_Dataset content_
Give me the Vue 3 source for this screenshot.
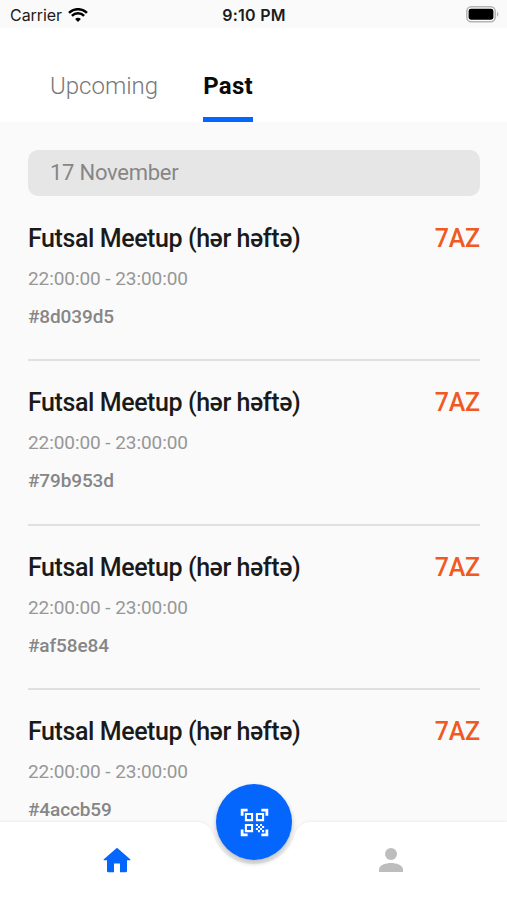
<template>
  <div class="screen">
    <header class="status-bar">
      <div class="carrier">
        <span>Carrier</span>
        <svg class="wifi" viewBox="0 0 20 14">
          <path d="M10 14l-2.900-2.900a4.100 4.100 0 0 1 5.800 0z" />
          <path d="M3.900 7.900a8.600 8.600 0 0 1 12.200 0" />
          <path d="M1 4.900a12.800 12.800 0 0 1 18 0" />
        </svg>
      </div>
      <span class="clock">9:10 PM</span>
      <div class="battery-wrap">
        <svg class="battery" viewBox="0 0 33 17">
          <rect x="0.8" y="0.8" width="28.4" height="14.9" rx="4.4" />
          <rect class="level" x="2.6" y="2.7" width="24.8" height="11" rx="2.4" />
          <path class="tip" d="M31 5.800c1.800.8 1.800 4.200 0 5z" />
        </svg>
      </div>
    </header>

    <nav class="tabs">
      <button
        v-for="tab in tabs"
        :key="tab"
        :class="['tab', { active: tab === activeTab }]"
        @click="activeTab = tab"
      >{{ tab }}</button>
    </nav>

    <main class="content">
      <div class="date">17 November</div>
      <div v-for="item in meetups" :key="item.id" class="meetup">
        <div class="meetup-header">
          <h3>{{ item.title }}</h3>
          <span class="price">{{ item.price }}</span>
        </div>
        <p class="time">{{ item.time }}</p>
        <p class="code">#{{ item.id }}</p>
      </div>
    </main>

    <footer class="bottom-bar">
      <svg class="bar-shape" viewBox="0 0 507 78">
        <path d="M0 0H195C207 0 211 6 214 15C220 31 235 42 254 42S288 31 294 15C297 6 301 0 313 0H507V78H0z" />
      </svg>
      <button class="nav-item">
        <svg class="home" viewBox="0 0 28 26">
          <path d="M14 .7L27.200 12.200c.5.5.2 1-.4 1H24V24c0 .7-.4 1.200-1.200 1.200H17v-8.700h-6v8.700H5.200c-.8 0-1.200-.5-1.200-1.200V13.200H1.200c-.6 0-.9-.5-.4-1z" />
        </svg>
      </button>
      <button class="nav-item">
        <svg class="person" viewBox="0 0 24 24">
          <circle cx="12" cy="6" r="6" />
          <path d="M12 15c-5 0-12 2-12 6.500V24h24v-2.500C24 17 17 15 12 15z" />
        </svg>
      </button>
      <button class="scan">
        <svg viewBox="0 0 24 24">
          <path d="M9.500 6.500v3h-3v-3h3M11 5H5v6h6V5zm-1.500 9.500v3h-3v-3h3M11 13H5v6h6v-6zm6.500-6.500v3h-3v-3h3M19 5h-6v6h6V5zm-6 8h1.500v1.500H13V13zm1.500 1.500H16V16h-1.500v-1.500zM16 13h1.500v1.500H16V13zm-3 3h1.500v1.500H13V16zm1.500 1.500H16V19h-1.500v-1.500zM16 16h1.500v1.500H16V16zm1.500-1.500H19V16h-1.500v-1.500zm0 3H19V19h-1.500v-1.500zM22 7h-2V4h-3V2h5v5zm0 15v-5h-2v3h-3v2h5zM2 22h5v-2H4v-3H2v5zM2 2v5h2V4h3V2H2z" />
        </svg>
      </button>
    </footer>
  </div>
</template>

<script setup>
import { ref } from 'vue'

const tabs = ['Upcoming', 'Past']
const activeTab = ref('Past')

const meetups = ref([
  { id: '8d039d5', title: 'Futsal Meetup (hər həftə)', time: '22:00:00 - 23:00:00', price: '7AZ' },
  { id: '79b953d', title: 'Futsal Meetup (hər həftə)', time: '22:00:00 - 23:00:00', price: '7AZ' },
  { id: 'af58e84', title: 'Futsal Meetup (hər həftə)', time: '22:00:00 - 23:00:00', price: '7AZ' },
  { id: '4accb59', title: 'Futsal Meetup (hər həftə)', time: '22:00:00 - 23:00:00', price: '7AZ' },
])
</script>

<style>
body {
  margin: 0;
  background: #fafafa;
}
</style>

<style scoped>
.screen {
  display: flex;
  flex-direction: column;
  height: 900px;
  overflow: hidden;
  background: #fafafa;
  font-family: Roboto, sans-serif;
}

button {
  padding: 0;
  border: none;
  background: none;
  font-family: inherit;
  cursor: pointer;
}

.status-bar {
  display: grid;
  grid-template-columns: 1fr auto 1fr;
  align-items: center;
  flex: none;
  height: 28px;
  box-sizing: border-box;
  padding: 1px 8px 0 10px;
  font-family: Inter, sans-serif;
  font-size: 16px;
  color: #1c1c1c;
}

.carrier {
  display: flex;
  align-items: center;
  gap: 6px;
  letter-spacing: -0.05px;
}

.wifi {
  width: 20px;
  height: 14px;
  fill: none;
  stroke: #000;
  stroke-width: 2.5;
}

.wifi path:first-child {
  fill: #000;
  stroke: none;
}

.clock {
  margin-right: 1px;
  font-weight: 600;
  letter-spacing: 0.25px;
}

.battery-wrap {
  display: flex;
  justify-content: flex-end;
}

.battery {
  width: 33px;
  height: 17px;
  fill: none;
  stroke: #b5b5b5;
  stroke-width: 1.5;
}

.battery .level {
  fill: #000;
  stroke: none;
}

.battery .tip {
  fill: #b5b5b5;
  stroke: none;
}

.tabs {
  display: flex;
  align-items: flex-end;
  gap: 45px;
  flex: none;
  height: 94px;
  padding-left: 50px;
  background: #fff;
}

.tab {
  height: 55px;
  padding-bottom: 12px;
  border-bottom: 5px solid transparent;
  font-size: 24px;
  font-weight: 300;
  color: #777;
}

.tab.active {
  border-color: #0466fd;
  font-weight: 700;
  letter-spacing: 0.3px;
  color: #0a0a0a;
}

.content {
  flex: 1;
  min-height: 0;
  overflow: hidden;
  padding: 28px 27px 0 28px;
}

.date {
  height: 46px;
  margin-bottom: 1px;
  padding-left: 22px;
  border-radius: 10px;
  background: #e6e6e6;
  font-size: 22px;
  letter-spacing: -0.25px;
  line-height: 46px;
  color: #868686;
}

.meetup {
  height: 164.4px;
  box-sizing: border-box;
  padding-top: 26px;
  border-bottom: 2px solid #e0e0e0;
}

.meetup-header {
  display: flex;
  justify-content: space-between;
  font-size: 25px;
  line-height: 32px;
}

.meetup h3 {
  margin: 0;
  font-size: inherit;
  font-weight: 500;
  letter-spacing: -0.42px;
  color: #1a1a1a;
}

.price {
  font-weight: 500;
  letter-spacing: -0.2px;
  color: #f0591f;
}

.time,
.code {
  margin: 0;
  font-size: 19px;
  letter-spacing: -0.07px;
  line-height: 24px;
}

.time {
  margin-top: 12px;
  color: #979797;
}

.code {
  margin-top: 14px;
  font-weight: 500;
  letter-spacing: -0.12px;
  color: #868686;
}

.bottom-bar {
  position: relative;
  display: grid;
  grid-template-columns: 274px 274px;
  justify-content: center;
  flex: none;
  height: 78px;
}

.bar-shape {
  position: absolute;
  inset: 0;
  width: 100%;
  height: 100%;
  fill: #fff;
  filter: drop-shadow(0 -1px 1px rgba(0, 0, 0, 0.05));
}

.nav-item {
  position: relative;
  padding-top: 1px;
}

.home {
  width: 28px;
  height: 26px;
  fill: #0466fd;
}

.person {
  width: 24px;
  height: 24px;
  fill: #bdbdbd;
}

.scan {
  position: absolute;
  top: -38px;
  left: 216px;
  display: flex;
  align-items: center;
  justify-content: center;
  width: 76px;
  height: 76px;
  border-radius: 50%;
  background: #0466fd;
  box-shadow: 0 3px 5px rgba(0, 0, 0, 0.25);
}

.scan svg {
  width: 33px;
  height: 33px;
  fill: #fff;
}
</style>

_Exercise details_
Omit the pictures and output all of the other material exactly.

_Result of this exercise_
Give me the Vue 3 source for this screenshot.
<template>
  <div class="screen">
    <header class="status-bar">
      <div class="carrier">
        <span>Carrier</span>
        <svg class="wifi" viewBox="0 0 20 14">
          <path d="M10 14l-2.900-2.900a4.100 4.100 0 0 1 5.800 0z" />
          <path d="M3.900 7.900a8.600 8.600 0 0 1 12.200 0" />
          <path d="M1 4.900a12.800 12.800 0 0 1 18 0" />
        </svg>
      </div>
      <span class="clock">9:10 PM</span>
      <div class="battery-wrap">
        <svg class="battery" viewBox="0 0 33 17">
          <rect x="0.8" y="0.8" width="28.4" height="14.9" rx="4.4" />
          <rect class="level" x="2.6" y="2.7" width="24.8" height="11" rx="2.4" />
          <path class="tip" d="M31 5.800c1.800.8 1.800 4.200 0 5z" />
        </svg>
      </div>
    </header>

    <nav class="tabs">
      <button
        v-for="tab in tabs"
        :key="tab"
        :class="['tab', { active: tab === activeTab }]"
        @click="activeTab = tab"
      >{{ tab }}</button>
    </nav>

    <main class="content">
      <div class="date">17 November</div>
      <div v-for="item in meetups" :key="item.id" class="meetup">
        <div class="meetup-header">
          <h3>{{ item.title }}</h3>
          <span class="price">{{ item.price }}</span>
        </div>
        <p class="time">{{ item.time }}</p>
        <p class="code">#{{ item.id }}</p>
      </div>
    </main>

    <footer class="bottom-bar">
      <svg class="bar-shape" viewBox="0 0 507 78">
        <path d="M0 0H195C207 0 211 6 214 15C220 31 235 42 254 42S288 31 294 15C297 6 301 0 313 0H507V78H0z" />
      </svg>
      <button class="nav-item">
        <svg class="home" viewBox="0 0 28 26">
          <path d="M14 .7L27.200 12.200c.5.5.2 1-.4 1H24V24c0 .7-.4 1.200-1.200 1.200H17v-8.700h-6v8.700H5.200c-.8 0-1.200-.5-1.200-1.200V13.200H1.200c-.6 0-.9-.5-.4-1z" />
        </svg>
      </button>
      <button class="nav-item">
        <svg class="person" viewBox="0 0 24 24">
          <circle cx="12" cy="6" r="6" />
          <path d="M12 15c-5 0-12 2-12 6.500V24h24v-2.500C24 17 17 15 12 15z" />
        </svg>
      </button>
      <button class="scan">
        <svg viewBox="0 0 24 24">
          <path d="M9.500 6.500v3h-3v-3h3M11 5H5v6h6V5zm-1.500 9.500v3h-3v-3h3M11 13H5v6h6v-6zm6.500-6.500v3h-3v-3h3M19 5h-6v6h6V5zm-6 8h1.500v1.500H13V13zm1.500 1.500H16V16h-1.500v-1.500zM16 13h1.500v1.500H16V13zm-3 3h1.500v1.500H13V16zm1.500 1.500H16V19h-1.500v-1.500zM16 16h1.500v1.500H16V16zm1.500-1.500H19V16h-1.500v-1.500zm0 3H19V19h-1.500v-1.500zM22 7h-2V4h-3V2h5v5zm0 15v-5h-2v3h-3v2h5zM2 22h5v-2H4v-3H2v5zM2 2v5h2V4h3V2H2z" />
        </svg>
      </button>
    </footer>
  </div>
</template>

<script setup>
import { ref } from 'vue'

const tabs = ['Upcoming', 'Past']
const activeTab = ref('Past')

const meetups = ref([
  { id: '8d039d5', title: 'Futsal Meetup (hər həftə)', time: '22:00:00 - 23:00:00', price: '7AZ' },
  { id: '79b953d', title: 'Futsal Meetup (hər həftə)', time: '22:00:00 - 23:00:00', price: '7AZ' },
  { id: 'af58e84', title: 'Futsal Meetup (hər həftə)', time: '22:00:00 - 23:00:00', price: '7AZ' },
  { id: '4accb59', title: 'Futsal Meetup (hər həftə)', time: '22:00:00 - 23:00:00', price: '7AZ' },
])
</script>

<style>
body {
  margin: 0;
  background: #fafafa;
}
</style>

<style scoped>
.screen {
  display: flex;
  flex-direction: column;
  height: 900px;
  overflow: hidden;
  background: #fafafa;
  font-family: Roboto, sans-serif;
}

button {
  padding: 0;
  border: none;
  background: none;
  font-family: inherit;
  cursor: pointer;
}

.status-bar {
  display: grid;
  grid-template-columns: 1fr auto 1fr;
  align-items: center;
  flex: none;
  height: 28px;
  box-sizing: border-box;
  padding: 1px 8px 0 10px;
  font-family: Inter, sans-serif;
  font-size: 16px;
  color: #1c1c1c;
}

.carrier {
  display: flex;
  align-items: center;
  gap: 6px;
  letter-spacing: -0.05px;
}

.wifi {
  width: 20px;
  height: 14px;
  fill: none;
  stroke: #000;
  stroke-width: 2.5;
}

.wifi path:first-child {
  fill: #000;
  stroke: none;
}

.clock {
  margin-right: 1px;
  font-weight: 600;
  letter-spacing: 0.25px;
}

.battery-wrap {
  display: flex;
  justify-content: flex-end;
}

.battery {
  width: 33px;
  height: 17px;
  fill: none;
  stroke: #b5b5b5;
  stroke-width: 1.5;
}

.battery .level {
  fill: #000;
  stroke: none;
}

.battery .tip {
  fill: #b5b5b5;
  stroke: none;
}

.tabs {
  display: flex;
  align-items: flex-end;
  gap: 45px;
  flex: none;
  height: 94px;
  padding-left: 50px;
  background: #fff;
}

.tab {
  height: 55px;
  padding-bottom: 12px;
  border-bottom: 5px solid transparent;
  font-size: 24px;
  font-weight: 300;
  color: #777;
}

.tab.active {
  border-color: #0466fd;
  font-weight: 700;
  letter-spacing: 0.3px;
  color: #0a0a0a;
}

.content {
  flex: 1;
  min-height: 0;
  overflow: hidden;
  padding: 28px 27px 0 28px;
}

.date {
  height: 46px;
  margin-bottom: 1px;
  padding-left: 22px;
  border-radius: 10px;
  background: #e6e6e6;
  font-size: 22px;
  letter-spacing: -0.25px;
  line-height: 46px;
  color: #868686;
}

.meetup {
  height: 164.4px;
  box-sizing: border-box;
  padding-top: 26px;
  border-bottom: 2px solid #e0e0e0;
}

.meetup-header {
  display: flex;
  justify-content: space-between;
  font-size: 25px;
  line-height: 32px;
}

.meetup h3 {
  margin: 0;
  font-size: inherit;
  font-weight: 500;
  letter-spacing: -0.42px;
  color: #1a1a1a;
}

.price {
  font-weight: 500;
  letter-spacing: -0.2px;
  color: #f0591f;
}

.time,
.code {
  margin: 0;
  font-size: 19px;
  letter-spacing: -0.07px;
  line-height: 24px;
}

.time {
  margin-top: 12px;
  color: #979797;
}

.code {
  margin-top: 14px;
  font-weight: 500;
  letter-spacing: -0.12px;
  color: #868686;
}

.bottom-bar {
  position: relative;
  display: grid;
  grid-template-columns: 274px 274px;
  justify-content: center;
  flex: none;
  height: 78px;
}

.bar-shape {
  position: absolute;
  inset: 0;
  width: 100%;
  height: 100%;
  fill: #fff;
  filter: drop-shadow(0 -1px 1px rgba(0, 0, 0, 0.05));
}

.nav-item {
  position: relative;
  padding-top: 1px;
}

.home {
  width: 28px;
  height: 26px;
  fill: #0466fd;
}

.person {
  width: 24px;
  height: 24px;
  fill: #bdbdbd;
}

.scan {
  position: absolute;
  top: -38px;
  left: 216px;
  display: flex;
  align-items: center;
  justify-content: center;
  width: 76px;
  height: 76px;
  border-radius: 50%;
  background: #0466fd;
  box-shadow: 0 3px 5px rgba(0, 0, 0, 0.25);
}

.scan svg {
  width: 33px;
  height: 33px;
  fill: #fff;
}
</style>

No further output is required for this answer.